## Exercise directions
Could you extract every entry below and reproduce it exactly?

[START Listing]

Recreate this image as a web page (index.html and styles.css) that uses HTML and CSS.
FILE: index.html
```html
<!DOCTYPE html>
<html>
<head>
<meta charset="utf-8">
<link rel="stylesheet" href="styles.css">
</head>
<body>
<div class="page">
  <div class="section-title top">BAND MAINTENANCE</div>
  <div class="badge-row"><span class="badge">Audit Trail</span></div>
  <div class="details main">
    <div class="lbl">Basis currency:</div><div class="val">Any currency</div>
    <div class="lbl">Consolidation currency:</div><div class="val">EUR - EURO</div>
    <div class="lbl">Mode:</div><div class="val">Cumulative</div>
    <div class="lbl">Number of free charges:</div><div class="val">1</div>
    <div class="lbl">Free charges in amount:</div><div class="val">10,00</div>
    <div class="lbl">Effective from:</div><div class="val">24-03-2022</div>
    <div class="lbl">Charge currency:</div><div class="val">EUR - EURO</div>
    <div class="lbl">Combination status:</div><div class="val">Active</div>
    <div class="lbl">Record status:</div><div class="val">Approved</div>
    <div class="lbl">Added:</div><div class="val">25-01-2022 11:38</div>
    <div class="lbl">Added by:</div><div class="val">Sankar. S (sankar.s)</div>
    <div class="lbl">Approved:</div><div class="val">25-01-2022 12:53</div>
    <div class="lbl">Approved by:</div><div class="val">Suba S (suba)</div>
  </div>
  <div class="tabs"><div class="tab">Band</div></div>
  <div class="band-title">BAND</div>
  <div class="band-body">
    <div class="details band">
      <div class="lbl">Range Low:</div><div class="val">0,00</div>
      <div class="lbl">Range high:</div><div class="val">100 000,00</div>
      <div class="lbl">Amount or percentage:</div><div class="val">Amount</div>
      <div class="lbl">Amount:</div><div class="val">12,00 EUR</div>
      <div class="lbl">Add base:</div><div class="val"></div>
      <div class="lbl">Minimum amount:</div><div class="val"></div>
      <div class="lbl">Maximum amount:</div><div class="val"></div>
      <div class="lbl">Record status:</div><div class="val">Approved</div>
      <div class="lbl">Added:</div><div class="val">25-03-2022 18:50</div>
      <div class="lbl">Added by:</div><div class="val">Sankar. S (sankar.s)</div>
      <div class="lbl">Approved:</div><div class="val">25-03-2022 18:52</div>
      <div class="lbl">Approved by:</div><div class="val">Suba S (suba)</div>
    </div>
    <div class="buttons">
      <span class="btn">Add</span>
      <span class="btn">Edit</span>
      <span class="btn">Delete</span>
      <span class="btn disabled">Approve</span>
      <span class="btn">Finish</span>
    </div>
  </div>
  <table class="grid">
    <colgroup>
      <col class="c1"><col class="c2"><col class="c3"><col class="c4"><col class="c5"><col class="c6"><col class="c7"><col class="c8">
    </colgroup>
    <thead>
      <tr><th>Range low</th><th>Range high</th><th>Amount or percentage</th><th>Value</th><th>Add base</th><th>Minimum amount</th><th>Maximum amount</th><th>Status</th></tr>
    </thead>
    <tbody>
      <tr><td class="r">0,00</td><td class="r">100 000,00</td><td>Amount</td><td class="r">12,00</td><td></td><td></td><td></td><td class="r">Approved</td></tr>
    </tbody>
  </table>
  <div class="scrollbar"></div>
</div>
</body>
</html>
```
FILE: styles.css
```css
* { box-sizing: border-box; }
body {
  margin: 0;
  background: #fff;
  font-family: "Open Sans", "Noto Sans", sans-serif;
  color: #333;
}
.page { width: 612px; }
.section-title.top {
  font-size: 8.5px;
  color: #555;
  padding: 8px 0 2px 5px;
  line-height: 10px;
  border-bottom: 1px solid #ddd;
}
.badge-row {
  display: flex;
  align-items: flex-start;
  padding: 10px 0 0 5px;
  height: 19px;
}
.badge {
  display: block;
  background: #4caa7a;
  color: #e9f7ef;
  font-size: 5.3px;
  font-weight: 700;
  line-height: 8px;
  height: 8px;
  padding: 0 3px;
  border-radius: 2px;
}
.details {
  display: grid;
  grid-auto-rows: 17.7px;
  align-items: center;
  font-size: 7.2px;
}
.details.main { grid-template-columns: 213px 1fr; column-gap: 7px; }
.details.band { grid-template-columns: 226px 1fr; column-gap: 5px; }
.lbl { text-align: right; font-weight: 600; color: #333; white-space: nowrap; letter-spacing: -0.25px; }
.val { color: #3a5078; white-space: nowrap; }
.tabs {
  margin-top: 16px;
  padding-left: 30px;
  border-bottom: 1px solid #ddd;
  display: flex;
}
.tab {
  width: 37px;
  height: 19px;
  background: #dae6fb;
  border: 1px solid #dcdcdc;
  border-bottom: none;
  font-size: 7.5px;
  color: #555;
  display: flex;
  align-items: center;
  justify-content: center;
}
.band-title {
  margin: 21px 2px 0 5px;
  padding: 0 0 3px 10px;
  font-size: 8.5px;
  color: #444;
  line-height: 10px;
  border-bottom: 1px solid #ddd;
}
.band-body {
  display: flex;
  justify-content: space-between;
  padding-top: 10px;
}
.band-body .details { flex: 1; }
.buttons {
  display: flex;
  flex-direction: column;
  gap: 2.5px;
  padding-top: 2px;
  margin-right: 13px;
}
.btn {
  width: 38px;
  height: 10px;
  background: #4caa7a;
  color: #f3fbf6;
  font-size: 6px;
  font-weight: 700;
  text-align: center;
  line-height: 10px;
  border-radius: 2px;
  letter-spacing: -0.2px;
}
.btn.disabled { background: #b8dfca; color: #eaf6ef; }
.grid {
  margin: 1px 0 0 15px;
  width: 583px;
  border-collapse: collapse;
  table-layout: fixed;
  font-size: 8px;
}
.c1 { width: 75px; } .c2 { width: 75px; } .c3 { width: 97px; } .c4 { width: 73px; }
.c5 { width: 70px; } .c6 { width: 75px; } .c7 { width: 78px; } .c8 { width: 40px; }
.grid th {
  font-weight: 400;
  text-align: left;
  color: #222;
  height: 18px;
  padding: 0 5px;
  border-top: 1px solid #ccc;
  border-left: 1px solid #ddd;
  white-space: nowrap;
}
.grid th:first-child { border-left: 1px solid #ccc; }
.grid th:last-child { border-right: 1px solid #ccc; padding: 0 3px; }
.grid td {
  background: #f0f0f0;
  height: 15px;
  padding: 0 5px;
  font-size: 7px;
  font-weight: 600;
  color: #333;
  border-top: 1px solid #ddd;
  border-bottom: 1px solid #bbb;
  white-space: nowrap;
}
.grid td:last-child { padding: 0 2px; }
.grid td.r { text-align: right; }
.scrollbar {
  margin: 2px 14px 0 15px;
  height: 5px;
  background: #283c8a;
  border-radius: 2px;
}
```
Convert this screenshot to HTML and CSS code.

[END Listing]

## Output for this task
Recreate this image as a web page (index.html and styles.css) that uses HTML and CSS.
FILE: index.html
```html
<!DOCTYPE html>
<html>
<head>
<meta charset="utf-8">
<link rel="stylesheet" href="styles.css">
</head>
<body>
<div class="page">
  <div class="section-title top">BAND MAINTENANCE</div>
  <div class="badge-row"><span class="badge">Audit Trail</span></div>
  <div class="details main">
    <div class="lbl">Basis currency:</div><div class="val">Any currency</div>
    <div class="lbl">Consolidation currency:</div><div class="val">EUR - EURO</div>
    <div class="lbl">Mode:</div><div class="val">Cumulative</div>
    <div class="lbl">Number of free charges:</div><div class="val">1</div>
    <div class="lbl">Free charges in amount:</div><div class="val">10,00</div>
    <div class="lbl">Effective from:</div><div class="val">24-03-2022</div>
    <div class="lbl">Charge currency:</div><div class="val">EUR - EURO</div>
    <div class="lbl">Combination status:</div><div class="val">Active</div>
    <div class="lbl">Record status:</div><div class="val">Approved</div>
    <div class="lbl">Added:</div><div class="val">25-01-2022 11:38</div>
    <div class="lbl">Added by:</div><div class="val">Sankar. S (sankar.s)</div>
    <div class="lbl">Approved:</div><div class="val">25-01-2022 12:53</div>
    <div class="lbl">Approved by:</div><div class="val">Suba S (suba)</div>
  </div>
  <div class="tabs"><div class="tab">Band</div></div>
  <div class="band-title">BAND</div>
  <div class="band-body">
    <div class="details band">
      <div class="lbl">Range Low:</div><div class="val">0,00</div>
      <div class="lbl">Range high:</div><div class="val">100 000,00</div>
      <div class="lbl">Amount or percentage:</div><div class="val">Amount</div>
      <div class="lbl">Amount:</div><div class="val">12,00 EUR</div>
      <div class="lbl">Add base:</div><div class="val"></div>
      <div class="lbl">Minimum amount:</div><div class="val"></div>
      <div class="lbl">Maximum amount:</div><div class="val"></div>
      <div class="lbl">Record status:</div><div class="val">Approved</div>
      <div class="lbl">Added:</div><div class="val">25-03-2022 18:50</div>
      <div class="lbl">Added by:</div><div class="val">Sankar. S (sankar.s)</div>
      <div class="lbl">Approved:</div><div class="val">25-03-2022 18:52</div>
      <div class="lbl">Approved by:</div><div class="val">Suba S (suba)</div>
    </div>
    <div class="buttons">
      <span class="btn">Add</span>
      <span class="btn">Edit</span>
      <span class="btn">Delete</span>
      <span class="btn disabled">Approve</span>
      <span class="btn">Finish</span>
    </div>
  </div>
  <table class="grid">
    <colgroup>
      <col class="c1"><col class="c2"><col class="c3"><col class="c4"><col class="c5"><col class="c6"><col class="c7"><col class="c8">
    </colgroup>
    <thead>
      <tr><th>Range low</th><th>Range high</th><th>Amount or percentage</th><th>Value</th><th>Add base</th><th>Minimum amount</th><th>Maximum amount</th><th>Status</th></tr>
    </thead>
    <tbody>
      <tr><td class="r">0,00</td><td class="r">100 000,00</td><td>Amount</td><td class="r">12,00</td><td></td><td></td><td></td><td class="r">Approved</td></tr>
    </tbody>
  </table>
  <div class="scrollbar"></div>
</div>
</body>
</html>
```
FILE: styles.css
```css
* { box-sizing: border-box; }
body {
  margin: 0;
  background: #fff;
  font-family: "Open Sans", "Noto Sans", sans-serif;
  color: #333;
}
.page { width: 612px; }
.section-title.top {
  font-size: 8.5px;
  color: #555;
  padding: 8px 0 2px 5px;
  line-height: 10px;
  border-bottom: 1px solid #ddd;
}
.badge-row {
  display: flex;
  align-items: flex-start;
  padding: 10px 0 0 5px;
  height: 19px;
}
.badge {
  display: block;
  background: #4caa7a;
  color: #e9f7ef;
  font-size: 5.3px;
  font-weight: 700;
  line-height: 8px;
  height: 8px;
  padding: 0 3px;
  border-radius: 2px;
}
.details {
  display: grid;
  grid-auto-rows: 17.7px;
  align-items: center;
  font-size: 7.2px;
}
.details.main { grid-template-columns: 213px 1fr; column-gap: 7px; }
.details.band { grid-template-columns: 226px 1fr; column-gap: 5px; }
.lbl { text-align: right; font-weight: 600; color: #333; white-space: nowrap; letter-spacing: -0.25px; }
.val { color: #3a5078; white-space: nowrap; }
.tabs {
  margin-top: 16px;
  padding-left: 30px;
  border-bottom: 1px solid #ddd;
  display: flex;
}
.tab {
  width: 37px;
  height: 19px;
  background: #dae6fb;
  border: 1px solid #dcdcdc;
  border-bottom: none;
  font-size: 7.5px;
  color: #555;
  display: flex;
  align-items: center;
  justify-content: center;
}
.band-title {
  margin: 21px 2px 0 5px;
  padding: 0 0 3px 10px;
  font-size: 8.5px;
  color: #444;
  line-height: 10px;
  border-bottom: 1px solid #ddd;
}
.band-body {
  display: flex;
  justify-content: space-between;
  padding-top: 10px;
}
.band-body .details { flex: 1; }
.buttons {
  display: flex;
  flex-direction: column;
  gap: 2.5px;
  padding-top: 2px;
  margin-right: 13px;
}
.btn {
  width: 38px;
  height: 10px;
  background: #4caa7a;
  color: #f3fbf6;
  font-size: 6px;
  font-weight: 700;
  text-align: center;
  line-height: 10px;
  border-radius: 2px;
  letter-spacing: -0.2px;
}
.btn.disabled { background: #b8dfca; color: #eaf6ef; }
.grid {
  margin: 1px 0 0 15px;
  width: 583px;
  border-collapse: collapse;
  table-layout: fixed;
  font-size: 8px;
}
.c1 { width: 75px; } .c2 { width: 75px; } .c3 { width: 97px; } .c4 { width: 73px; }
.c5 { width: 70px; } .c6 { width: 75px; } .c7 { width: 78px; } .c8 { width: 40px; }
.grid th {
  font-weight: 400;
  text-align: left;
  color: #222;
  height: 18px;
  padding: 0 5px;
  border-top: 1px solid #ccc;
  border-left: 1px solid #ddd;
  white-space: nowrap;
}
.grid th:first-child { border-left: 1px solid #ccc; }
.grid th:last-child { border-right: 1px solid #ccc; padding: 0 3px; }
.grid td {
  background: #f0f0f0;
  height: 15px;
  padding: 0 5px;
  font-size: 7px;
  font-weight: 600;
  color: #333;
  border-top: 1px solid #ddd;
  border-bottom: 1px solid #bbb;
  white-space: nowrap;
}
.grid td:last-child { padding: 0 2px; }
.grid td.r { text-align: right; }
.scrollbar {
  margin: 2px 14px 0 15px;
  height: 5px;
  background: #283c8a;
  border-radius: 2px;
}
```
Convert this screenshot to HTML and CSS code.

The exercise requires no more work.